In March 2013, the Company redeemed 60% of its then-outstanding 8% Series A Cumulative Redeemable Preferred Stock (the “Series A Stock”) and all of its 9% Series B Cumulative Redeemable Preferred Stock. Costs associated with the redemptions were charged against accumulated deficit.
The Company has outstanding 1.6 million depositary shares, each representing 1/100th of a share of Series A Stock. The depositary shares are redeemable, in whole or in part at the Company’s option, from time to time, at $25.00 per share. The depositary shares pay an annual dividend of $2.00 per share, equivalent to 8% of the $25.00 per share liquidation preference.
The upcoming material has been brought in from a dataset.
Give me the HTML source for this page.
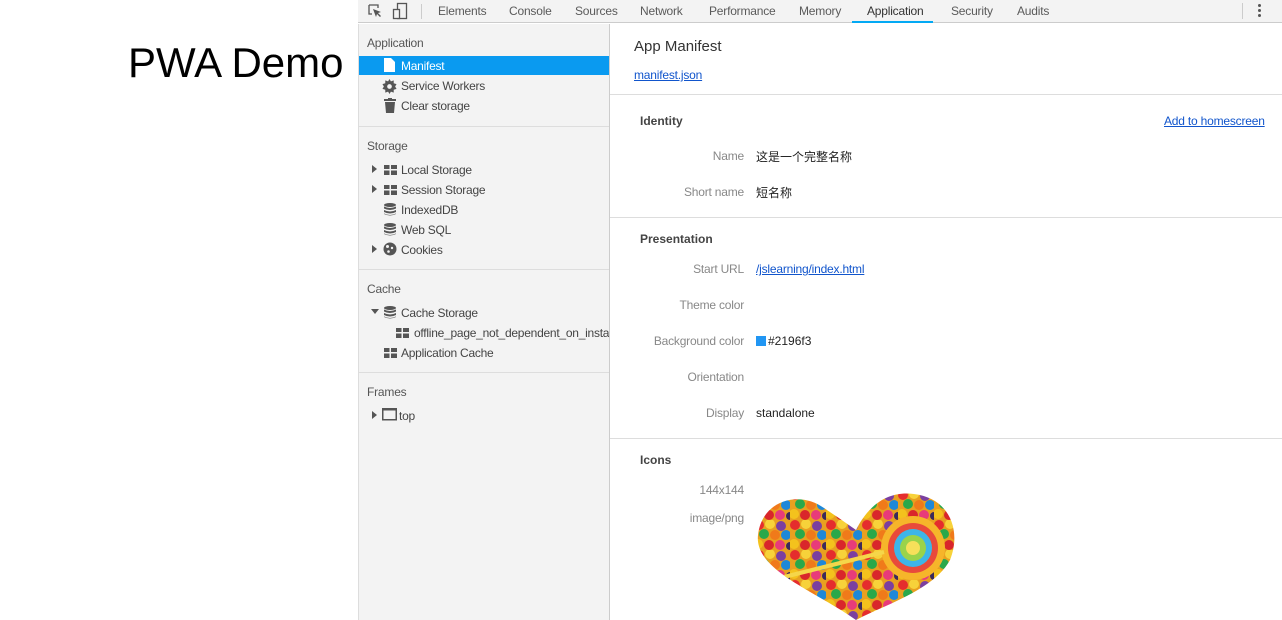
<!DOCTYPE html>
<html><head><meta charset="utf-8"><style>
*{margin:0;padding:0;box-sizing:border-box}
body{width:1282px;height:620px;overflow:hidden;background:#fff;font-family:"Liberation Sans","Noto Sans CJK SC",sans-serif;font-size:12px;color:#333;position:relative}
.a{position:absolute;white-space:nowrap}
.tb{position:absolute;left:358px;top:0;width:924px;height:23px;background:#f3f3f3;border-bottom:1px solid #ccc}
.tab{position:absolute;top:4px;color:#5a5a5a;font-size:12px;letter-spacing:-0.2px}
.side{position:absolute;left:358px;top:24px;width:252px;height:596px;background:#f3f3f3;border-right:1px solid #ccc;border-left:1px solid #ddd;overflow:hidden}
.sh{position:absolute;left:8px;color:#555;font-size:12px;letter-spacing:-0.2px}
.it{position:absolute;left:42px;color:#444;font-size:12px;letter-spacing:-0.25px;white-space:nowrap}
.hr{position:absolute;height:1px;background:#ddd}
.lab{position:absolute;right:538px;color:#888;font-size:12px;text-align:right;letter-spacing:-0.2px}
.val{position:absolute;left:756px;color:#222;font-size:12px}
.hd{position:absolute;left:640px;font-weight:bold;color:#444;font-size:12px}
a{color:#1155cc;text-decoration:underline}
.ic{position:absolute;left:25px}
.tri{position:absolute;left:13px;width:0;height:0;border-top:4px solid transparent;border-bottom:4px solid transparent;border-left:5px solid #555}
</style></head><body>
<div class="a" style="left:128px;top:39px;font-size:42px;color:#000">PWA Demo</div>

<div class="tb">
<svg class="a" style="left:9px;top:3px" width="16" height="16" viewBox="0 0 16 16"><path d="M2 2h9v3M2 2v9h3" fill="none" stroke="#555" stroke-width="1.3"/><path d="M6 6l8 3-3 1 3 3-1 1-3-3-1 3z" fill="#555"/></svg>
<svg class="a" style="left:34px;top:2px" width="16" height="18" viewBox="0 0 16 18"><rect x="5.5" y="1.5" width="9" height="15" fill="none" stroke="#555" stroke-width="1.3"/><rect x="1.5" y="7.5" width="6" height="9" fill="#f3f3f3" stroke="#555" stroke-width="1.3"/></svg>
<div class="a" style="left:63px;top:4px;width:1px;height:15px;background:#ccc"></div>
<div class="tab" style="left:80px">Elements</div>
<div class="tab" style="left:151px">Console</div>
<div class="tab" style="left:217px">Sources</div>
<div class="tab" style="left:282px">Network</div>
<div class="tab" style="left:351px">Performance</div>
<div class="tab" style="left:441px">Memory</div>
<div class="tab" style="left:509px;color:#333">Application</div>
<div class="a" style="left:494px;top:21px;width:81px;height:2px;background:#03a9f4"></div>
<div class="tab" style="left:593px">Security</div>
<div class="tab" style="left:659px">Audits</div>
<div class="a" style="left:884px;top:3px;width:1px;height:16px;background:#ccc"></div>
<div class="a" style="left:900px;top:4px;width:3px;height:3px;background:#555;border-radius:2px;box-shadow:0 5px 0 #555,0 10px 0 #555"></div>
</div>

<div class="side">
<div class="sh" style="top:12px">Application</div>
<div class="a" style="left:0;top:32px;width:251px;height:19px;background:#0a9af0"></div>
<svg class="ic" style="top:34px" width="11" height="14" viewBox="0 0 11 14"><path d="M0 0h7l4 4v10H0z" fill="#fff"/></svg>
<div class="it" style="top:35px;color:#fff">Manifest</div>
<svg class="ic" style="top:55px;left:23px" width="15" height="15" viewBox="0 0 16 16"><path d="M8 0l1.5 2.5 3-1 0 3 3 1-1.5 2.5 1.5 2.5-3 1 0 3-3-1L8 16l-1.5-2.5-3 1 0-3-3-1L2 8 .5 5.5l3-1 0-3 3 1z" fill="#555"/><circle cx="8" cy="8" r="2.5" fill="#f3f3f3"/></svg>
<div class="it" style="top:55px">Service Workers</div>
<svg class="ic" style="top:74px" width="12" height="15" viewBox="0 0 12 15"><rect x="0" y="1" width="12" height="2" fill="#555"/><rect x="4" y="0" width="4" height="2" fill="#555"/><path d="M1 4h10l-1 11H2z" fill="#555"/></svg>
<div class="it" style="top:75px">Clear storage</div>
<div class="hr" style="left:0;top:102px;width:251px"></div>

<div class="sh" style="top:115px">Storage</div>
<div class="tri" style="top:141px"></div>
<svg class="ic" style="top:141px" width="13" height="10"><path d="M0 0h5.5v4H0zM7 0h6v4H7zM0 5.5h5.5V10H0zM7 5.5h6V10H7z" fill="#555"/></svg>
<div class="it" style="top:139px">Local Storage</div>
<div class="tri" style="top:161px"></div>
<svg class="ic" style="top:161px" width="13" height="10"><path d="M0 0h5.5v4H0zM7 0h6v4H7zM0 5.5h5.5V10H0zM7 5.5h6V10H7z" fill="#555"/></svg>
<div class="it" style="top:159px">Session Storage</div>
<svg class="ic" style="top:179px" width="12" height="13" viewBox="0 0 12 13"><ellipse cx="6" cy="2" rx="6" ry="2" fill="#555"/><path d="M0 3.5q6 3 12 0v2q-6 3-12 0zM0 7q6 3 12 0v2q-6 3-12 0zM0 10.5q6 3 12 0V11q-6 3-12 0z" fill="#555"/></svg>
<div class="it" style="top:179px">IndexedDB</div>
<svg class="ic" style="top:199px" width="12" height="13" viewBox="0 0 12 13"><ellipse cx="6" cy="2" rx="6" ry="2" fill="#555"/><path d="M0 3.5q6 3 12 0v2q-6 3-12 0zM0 7q6 3 12 0v2q-6 3-12 0zM0 10.5q6 3 12 0V11q-6 3-12 0z" fill="#555"/></svg>
<div class="it" style="top:199px">Web SQL</div>
<div class="tri" style="top:221px"></div>
<svg class="ic" style="top:218px;left:24px" width="14" height="14" viewBox="0 0 14 14"><circle cx="7" cy="7" r="6.5" fill="#555"/><circle cx="4.5" cy="4.5" r="1.5" fill="#f3f3f3"/><circle cx="9" cy="6" r="1.2" fill="#f3f3f3"/><circle cx="5.5" cy="9.5" r="1.3" fill="#f3f3f3"/></svg>
<div class="it" style="top:219px">Cookies</div>
<div class="hr" style="left:0;top:245px;width:251px"></div>

<div class="sh" style="top:258px">Cache</div>
<div class="a" style="left:12px;top:285px;width:0;height:0;border-left:4px solid transparent;border-right:4px solid transparent;border-top:5px solid #555"></div>
<svg class="ic" style="top:282px" width="12" height="13" viewBox="0 0 12 13"><ellipse cx="6" cy="2" rx="6" ry="2" fill="#555"/><path d="M0 3.5q6 3 12 0v2q-6 3-12 0zM0 7q6 3 12 0v2q-6 3-12 0zM0 10.5q6 3 12 0V11q-6 3-12 0z" fill="#555"/></svg>
<div class="it" style="top:282px">Cache Storage</div>
<svg class="a" style="left:37px;top:304px" width="13" height="10"><path d="M0 0h5.5v4H0zM7 0h6v4H7zM0 5.5h5.5V10H0zM7 5.5h6V10H7z" fill="#555"/></svg>
<div class="it" style="top:302px;left:55px">offline_page_not_dependent_on_insta</div>
<svg class="ic" style="top:324px" width="13" height="10"><path d="M0 0h5.5v4H0zM7 0h6v4H7zM0 5.5h5.5V10H0zM7 5.5h6V10H7z" fill="#555"/></svg>
<div class="it" style="top:322px">Application Cache</div>
<div class="hr" style="left:0;top:348px;width:251px"></div>

<div class="sh" style="top:361px">Frames</div>
<div class="tri" style="top:387px"></div>
<svg class="a" style="left:23px;top:384px" width="15" height="13"><rect x=".75" y=".75" width="13.5" height="11" fill="none" stroke="#555" stroke-width="1.5"/><rect x="0" y="0" width="15" height="2.5" fill="#555"/></svg>
<div class="it" style="top:385px;left:40px">top</div>
</div>

<div class="a" style="left:634px;top:38px;font-size:15px;color:#333">App Manifest</div>
<div class="a" style="left:634px;top:68px;letter-spacing:-0.2px"><a>manifest.json</a></div>
<div class="hr" style="left:610px;top:94px;width:672px"></div>

<div class="hd" style="top:114px">Identity</div>
<div class="a" style="left:1164px;top:114px;letter-spacing:-0.2px"><a>Add to homescreen</a></div>
<div class="lab" style="top:149px">Name</div><div class="val" style="top:148px">这是一个完整名称</div>
<div class="lab" style="top:185px">Short name</div><div class="val" style="top:184px">短名称</div>
<div class="hr" style="left:610px;top:217px;width:672px"></div>

<div class="hd" style="top:232px">Presentation</div>
<div class="lab" style="top:262px">Start URL</div><div class="val" style="top:262px;letter-spacing:-0.2px"><a>/jslearning/index.html</a></div>
<div class="lab" style="top:298px">Theme color</div>
<div class="lab" style="top:334px">Background color</div><div class="val" style="top:334px"><span style="display:inline-block;width:10px;height:10px;background:#2196f3;vertical-align:-1px;margin-right:2px"></span>#2196f3</div>
<div class="lab" style="top:370px">Orientation</div>
<div class="lab" style="top:406px">Display</div><div class="val" style="top:406px">standalone</div>
<div class="hr" style="left:610px;top:438px;width:672px"></div>

<div class="hd" style="top:453px">Icons</div>
<div class="lab" style="top:483px">144x144</div>
<div class="lab" style="top:511px">image/png</div>

<svg class="a" style="left:754px;top:490px" width="204" height="130" viewBox="0 0 204 130">
<defs>
<pattern id="p" width="36" height="30" patternUnits="userSpaceOnUse">
<rect width="36" height="30" fill="#e8a020"/>
<circle cx="5" cy="5" r="5" fill="#e52d2d"/><circle cx="16" cy="4" r="5" fill="#f7d23a"/><circle cx="27" cy="6" r="5" fill="#7b3fa0"/>
<circle cx="10" cy="14" r="5" fill="#2aa84a"/><circle cx="21" cy="15" r="5" fill="#f07a1a"/><circle cx="32" cy="15" r="5" fill="#1e88d8"/>
<circle cx="4" cy="24" r="5" fill="#f3c21d"/><circle cx="15" cy="25" r="5" fill="#d9262b"/><circle cx="26" cy="25" r="5" fill="#e83b7a"/>
<circle cx="36" cy="26" r="4" fill="#3b2a5a"/>
</pattern>
<clipPath id="h"><path d="M102 130C60 100 0 80 4 45 8 10 45 0 70 18 85 28 95 35 102 40 112 20 130 0 160 4 195 8 208 40 196 70 180 100 130 115 102 130z"/></clipPath>
</defs>
<g clip-path="url(#h)"><rect width="204" height="130" fill="url(#p)"/>
<circle cx="159" cy="58" r="32" fill="#f6b52a"/>
<circle cx="159" cy="58" r="25" fill="#e84a3b"/>
<circle cx="159" cy="58" r="19" fill="#3db5e8"/>
<circle cx="159" cy="58" r="13" fill="#9ad34a"/>
<circle cx="159" cy="58" r="7" fill="#f7e05a"/>
<path d="M10 92L130 62" stroke="#f5d64a" stroke-width="4"/>
</g>
</svg>
</body></html>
The Series A preferred stock has no stated maturity, is not subject to any sinking fund or mandatory redemption and is not convertible into any other securities of the Company. Investors in the depositary shares generally have no voting rights, but will have limited voting rights if the Company fails to pay dividends for six or more quarters (whether or not declared or consecutive) and in certain other events.
On February 12, 2013, the Company sold, in an underwritten public offering, 5.6 million depositary shares, each representing 1/100th of a share of 6.875% Series C Cumulative Redeemable Preferred Stock, and received net cash proceeds of approximately $135.2 million. The depositary shares may be redeemed on or after February 12, 2018 at the Company’s option, in whole or in part, at the $25.00 liquidation preference plus accrued but unpaid dividends. The depositary shares pay an annual dividend of $1.71875 per share, equivalent to 6.875% of the $25.00 liquidation preference. The first dividend was paid on April 15, 2013 and covered the period from February 12, 2013 through March 31, 2013. The Series C preferred stock has no stated maturity, is not subject to any sinking fund or mandatory redemption and is not convertible into any other securities of the Company except in connection with certain changes of control or delisting events. Investors in the depositary shares generally have no voting rights, but will have limited voting rights if the Company fails to pay dividends for six or more quarters (whether or not declared or consecutive) and in certain other events.